Web page code records
________

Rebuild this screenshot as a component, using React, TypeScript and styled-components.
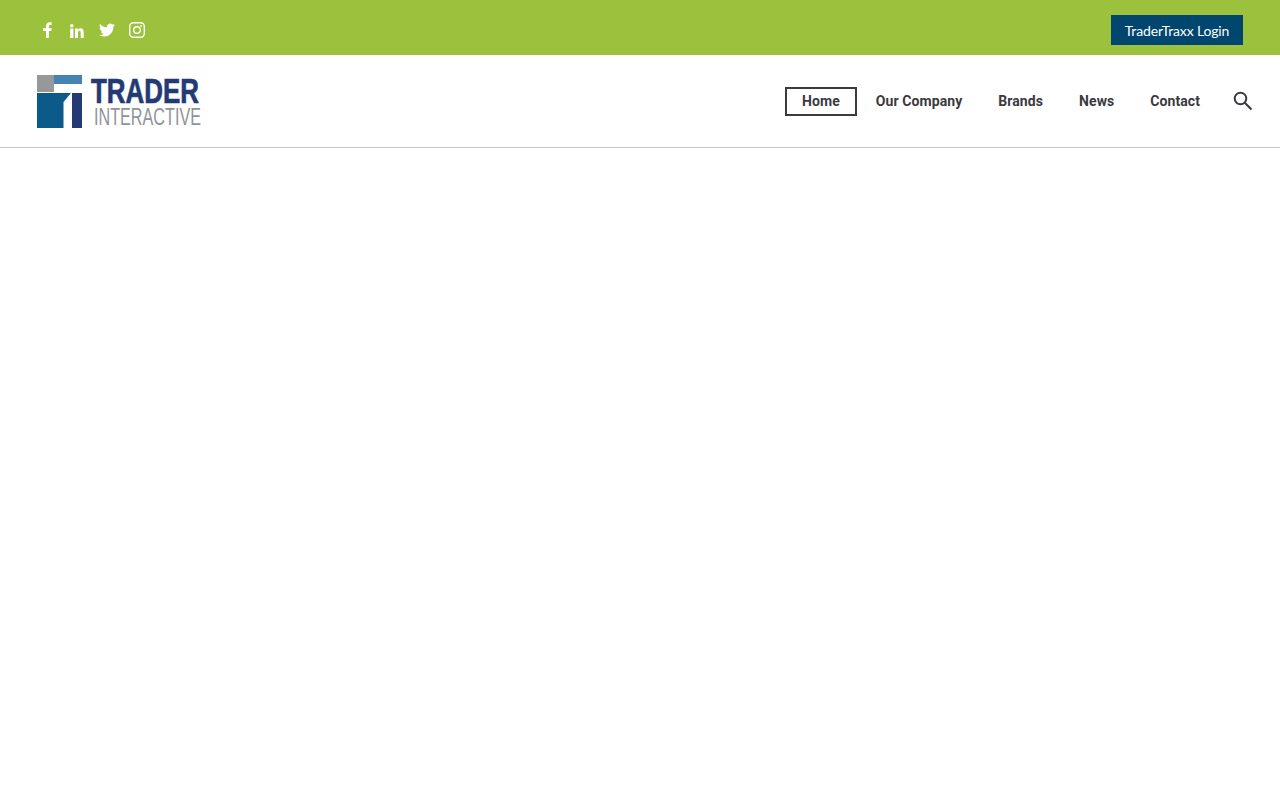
import React from "react";
import styled, { createGlobalStyle } from "styled-components";

const Global = createGlobalStyle`
  html, body { margin: 0; padding: 0; background: #fff; }
  body { font-family: "Roboto", "Liberation Sans", sans-serif; }
  a { text-decoration: none; }
`;

const Page = styled.div`
  min-height: 800px;
  background: #fff;
`;

const TopBar = styled.div`
  height: 55px;
  box-sizing: border-box;
  background: #9cc13c;
  display: flex;
  align-items: center;
  justify-content: space-between;
  padding: 5px 37px 0 32px;
`;

const Socials = styled.div`
  display: flex;
  align-items: center;
`;

const SocialLink = styled.a`
  width: 30px;
  height: 30px;
  display: flex;
  align-items: center;
  justify-content: center;
  color: #fff;
`;

const LoginButton = styled.a`
  height: 30px;
  width: 132px;
  display: flex;
  align-items: center;
  justify-content: center;
  background: #00466f;
  color: #fff;
  font-family: "Lato", "Noto Sans", sans-serif;
  font-size: 14px;
  letter-spacing: -0.15px;
`;

const Header = styled.header`
  height: 93px;
  box-sizing: border-box;
  border-bottom: 1px solid #c4c4c4;
  display: flex;
  align-items: center;
  justify-content: space-between;
  padding: 0 27px 0 37px;
`;

const LogoLink = styled.a`
  display: flex;
  margin-top: 1px;
`;

const LogoSvg = styled.svg`
  overflow: visible;
`;

const Nav = styled.nav`
  display: flex;
  align-items: center;
  gap: 2px;
`;

const NavItem = styled.a<{ $active?: boolean }>`
  height: 29px;
  box-sizing: border-box;
  display: flex;
  align-items: center;
  padding: 0 15px;
  border: 2px solid ${(p) => (p.$active ? "#3a3a46" : "transparent")};
  color: #3a3a40;
  font-size: 14px;
  font-weight: 700;
  letter-spacing: 0.08px;
  white-space: nowrap;
`;

const SearchButton = styled.a`
  width: 20px;
  height: 20px;
  margin-left: 14px;
  display: flex;
  color: #3a3a40;
`;

const LogoText = styled.text<{ $kind: "main" | "sub" }>`
  font-family: "Liberation Sans", sans-serif;
  font-weight: ${(p) => (p.$kind === "main" ? 700 : 400)};
  fill: ${(p) => (p.$kind === "main" ? "#233a74" : "#909498")};
  stroke: ${(p) => (p.$kind === "main" ? "#233a74" : "none")};
  stroke-width: ${(p) => (p.$kind === "main" ? 0.7 : 0)}px;
`;

const Logo = () => (
  <LogoSvg width="164" height="53" viewBox="0 0 164 53" aria-label="Trader Interactive">
    <rect x="0" y="0" width="17" height="17" fill="#97989b" />
    <rect x="17" y="0" width="28" height="9" fill="#4583b4" />
    <path d="M0 18H34L26.500 27V53H0Z" fill="#0b5a8a" />
    <rect x="35" y="18" width="10" height="35" fill="#233a74" />
    <LogoText $kind="main" x="54" y="28" fontSize="35" textLength="108" lengthAdjust="spacingAndGlyphs">TRADER</LogoText>
    <LogoText $kind="sub" x="57" y="50" fontSize="24" textLength="107" lengthAdjust="spacingAndGlyphs">INTERACTIVE</LogoText>
  </LogoSvg>
);

export default function App() {
  return (
    <Page>
      <Global />
      <TopBar>
        <Socials>
          <SocialLink href="#">
            <svg width="16" height="16" viewBox="0 0 16 16" fill="currentColor">
              <path d="M7 16V9H4V6.200H7V4.200C7 1.800 8.600 .3 10.800 .3c1 0 1.700 .1 1.900 .1V3h-1.300c-1.200 0-1.500 .6-1.500 1.400v1.800h2.800L12.300 9H9.900v7Z" />
            </svg>
          </SocialLink>
          <SocialLink href="#">
            <svg width="16" height="16" viewBox="0 0 16 16" fill="currentColor">
              <circle cx="2.800" cy="3.800" r="1.800" />
              <rect x="1.200" y="6.500" width="3.200" height="9.500" />
              <path d="M6 6.500h2.900v1.300c.5-.9 1.500-1.500 2.700-1.500 2.500 0 3.100 1.700 3.100 4V16h-3v-5c0-1.100-.2-2.200-1.400-2.200S9 9.800 9 11v5H6Z" />
            </svg>
          </SocialLink>
          <SocialLink href="#">
            <svg width="16" height="16" viewBox="0 0 24 24" fill="currentColor">
              <path d="M23.950 4.570a10 10 0 0 1-2.820.77 4.960 4.960 0 0 0 2.160-2.720c-.95.550-2 .96-3.130 1.190a4.920 4.920 0 0 0-8.380 4.480C7.690 8.100 4.070 6.130 1.640 3.160a4.820 4.820 0 0 0-.66 2.470c0 1.710.87 3.210 2.190 4.100a4.900 4.900 0 0 1-2.230-.62v.06a4.920 4.920 0 0 0 3.950 4.830 5 5 0 0 1-2.210.08 4.940 4.940 0 0 0 4.600 3.420A9.870 9.870 0 0 1 0 19.540a14 14 0 0 0 7.560 2.210c9.050 0 14-7.500 14-13.980 0-.21 0-.42-.02-.63a9.940 9.940 0 0 0 2.410-2.570Z" />
            </svg>
          </SocialLink>
          <SocialLink href="#">
            <svg width="16" height="16" viewBox="0 0 16 16" fill="none" stroke="currentColor" strokeWidth="1.400">
              <rect x=".7" y=".7" width="14.600" height="14.600" rx="3.800" />
              <circle cx="8" cy="8" r="3.300" />
              <circle cx="12.100" cy="3.900" r=".9" fill="currentColor" stroke="none" />
            </svg>
          </SocialLink>
        </Socials>
        <LoginButton href="#">TraderTraxx Login</LoginButton>
      </TopBar>
      <Header>
        <LogoLink href="#"><Logo /></LogoLink>
        <Nav>
          <NavItem href="#" $active>Home</NavItem>
          <NavItem href="#">Our Company</NavItem>
          <NavItem href="#">Brands</NavItem>
          <NavItem href="#">News</NavItem>
          <NavItem href="#">Contact</NavItem>
          <SearchButton href="#">
            <svg width="20" height="20" viewBox="0 0 20 20" fill="none" stroke="currentColor" strokeWidth="2">
              <circle cx="7.500" cy="7.500" r="5.800" />
              <path d="M11.800 11.800L18.500 18.500" />
            </svg>
          </SearchButton>
        </Nav>
      </Header>
    </Page>
  );
}
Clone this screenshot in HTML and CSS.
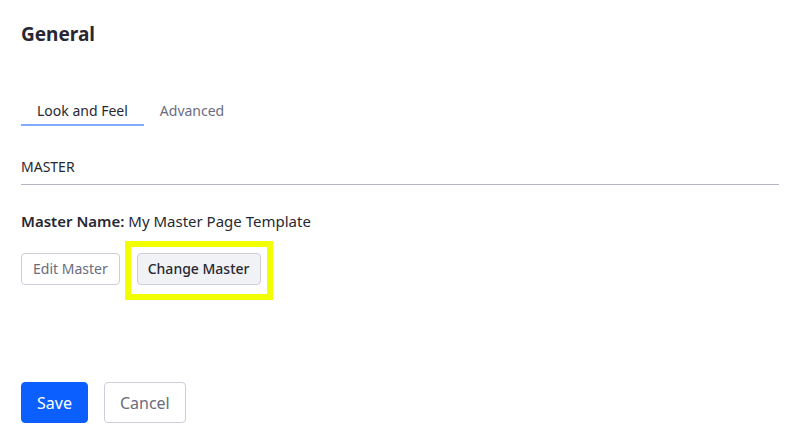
FILE: index.html
```html
<!DOCTYPE html>
<html>
<head>
<meta charset="utf-8">
<link rel="stylesheet" href="styles.css">
</head>
<body>
<div class="page">
  <h1 class="title">General</h1>
  <nav class="tabs">
    <span class="tab active">Look and Feel</span>
    <span class="tab">Advanced</span>
  </nav>
  <div class="section-head">MASTER</div>
  <p class="master-name"><strong>Master Name:</strong> My Master Page Template</p>
  <div class="btn-row">
    <button class="btn btn-light btn-edit">Edit Master</button>
    <span class="highlight"><button class="btn btn-secondary">Change Master</button></span>
  </div>
  <div class="footer">
    <button class="btn btn-primary btn-lg">Save</button>
    <button class="btn btn-light btn-lg">Cancel</button>
  </div>
</div>
</body>
</html>
```

FILE: styles.css
```css
* { box-sizing: border-box; }
html, body { margin: 0; padding: 0; background: #fff; }
body {
  font-family: "Noto Sans", "Open Sans", sans-serif;
  color: #272833;
}
.page {
  padding: 20px 21px 0 21px;
  width: 800px;
}
.title {
  margin: 0;
  font-size: 19px;
  line-height: 28px;
  font-weight: 700;
  color: #272833;
}
.tabs {
  display: flex;
  margin-top: 49px;
}
.tab {
  font-size: 14px;
  line-height: 20px;
  padding: 4px 16px 3px 16px;
  color: #6b6c7e;
  border-bottom: 2px solid transparent;
}
.tab.active {
  color: #272833;
  border-bottom-color: #80acff;
}
.section-head {
  margin-top: 31px;
  font-size: 14px;
  line-height: 20px;
  padding-bottom: 7px;
  border-bottom: 1px solid #b5b6c3;
  width: 758px;
  color: #272833;
}
.master-name {
  margin: 25px 0 0 0;
  font-size: 15px;
  line-height: 22px;
  color: #272833;
}
.master-name strong { font-weight: 600; }
.btn-row {
  display: flex;
  gap: 17px;
  margin-top: 21px;
  align-items: center;
}
.btn {
  font-family: inherit;
  font-size: 14px;
  line-height: 20px;
  border-radius: 4px;
  border: 1px solid #cdced9;
  padding: 5px 10px;
  height: 32px;
  cursor: pointer;
}
.btn-edit { padding: 5px 11px; }
.btn-light { background: #fff; color: #6b6c7e; }
.btn-secondary { background: #f1f2f5; color: #272833; font-weight: 500; }
.btn-primary { background: #0b5fff; border-color: #0b5fff; color: #fff; }
.btn-lg { font-size: 16px; height: 41px; padding: 8px 15px; }
.highlight {
  position: relative;
  display: inline-block;
}
.highlight .btn { display: block; }
.highlight::after {
  content: "";
  position: absolute;
  left: -12px; right: -12px; top: -12px; bottom: -15px;
  border: 6px solid #f2ff00;
  pointer-events: none;
}
.footer {
  display: flex;
  gap: 16px;
  margin-top: 97px;
}
```
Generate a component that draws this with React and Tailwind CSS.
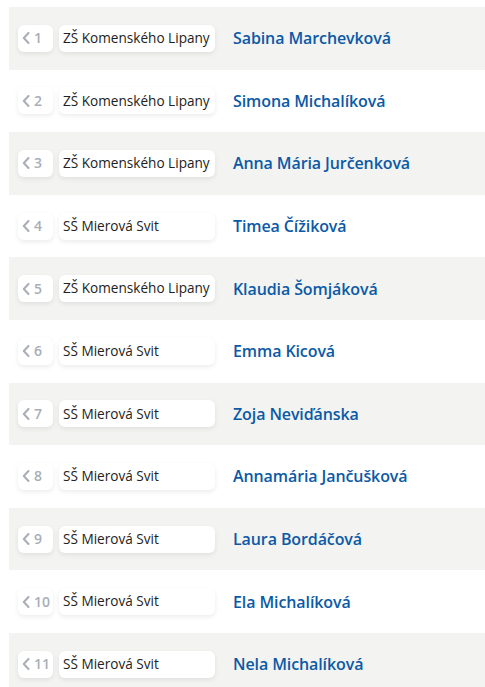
const rows = [
  { school: 'ZŠ Komenského Lipany', name: 'Sabina Marchevková' },
  { school: 'ZŠ Komenského Lipany', name: 'Simona Michalíková' },
  { school: 'ZŠ Komenského Lipany', name: 'Anna Mária Jurčenková' },
  { school: 'SŠ Mierová Svit', name: 'Timea Čížiková' },
  { school: 'ZŠ Komenského Lipany', name: 'Klaudia Šomjáková' },
  { school: 'SŠ Mierová Svit', name: 'Emma Kicová' },
  { school: 'SŠ Mierová Svit', name: 'Zoja Neviďánska' },
  { school: 'SŠ Mierová Svit', name: 'Annamária Jančušková' },
  { school: 'SŠ Mierová Svit', name: 'Laura Bordáčová' },
  { school: 'SŠ Mierová Svit', name: 'Ela Michalíková' },
  { school: 'SŠ Mierová Svit', name: 'Nela Michalíková' },
]

export default function App() {
  return (
    <div className="bg-white pl-[9px] pt-[7px] h-[687px] overflow-hidden" style={{ fontFamily: '"Open Sans", sans-serif' }}>
      {rows.map((r, i) => (
        <Row key={i} rank={i + 1} {...r} shaded={i % 2 === 0} />
      ))}
    </div>
  )
}

function Row({ rank, school, name, shaded }) {
  return (
    <div className={`flex items-center h-[62.6px] pl-[9px] ${shaded ? 'bg-[#f3f3f2]' : 'bg-white'}`}>
      <div className="flex items-center w-[35px] h-[27px] rounded-[6px] bg-white shadow-[0_2px_5px_rgba(0,0,0,0.08)] pl-[4px] text-[#a9aeb6]">
        <svg width="8" height="12" viewBox="0 0 8 12" className="shrink-0">
          <path d="M6.5 1 L1.8 6 L6.5 11" fill="none" stroke="currentColor" strokeWidth="2" strokeLinecap="round" strokeLinejoin="round" />
        </svg>
        <span className="text-[14px] font-semibold ml-[4px] leading-none">{rank}</span>
      </div>
      <div className="flex items-center w-[156px] h-[27px] ml-[6px] rounded-[6px] bg-white shadow-[0_2px_5px_rgba(0,0,0,0.08)] pl-[4px] text-[13.6px] text-[#222] whitespace-nowrap">
        {school}
      </div>
      <div className="ml-[18px] text-[16px] font-semibold text-[#0b5aa6] tracking-[-0.1px]">{name}</div>
    </div>
  )
}
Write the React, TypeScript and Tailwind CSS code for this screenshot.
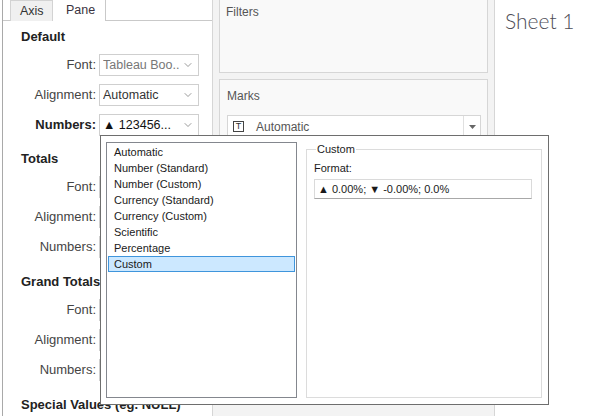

________

Find the lines with the string "React" and reproduce them.

The result:
Rebuild this screenshot as a component, using React, TypeScript and styled-components.
import React from "react";
Generate a component that draws this with React and Tailwind CSS.
Write the React, TypeScript and Tailwind CSS code for this screenshot.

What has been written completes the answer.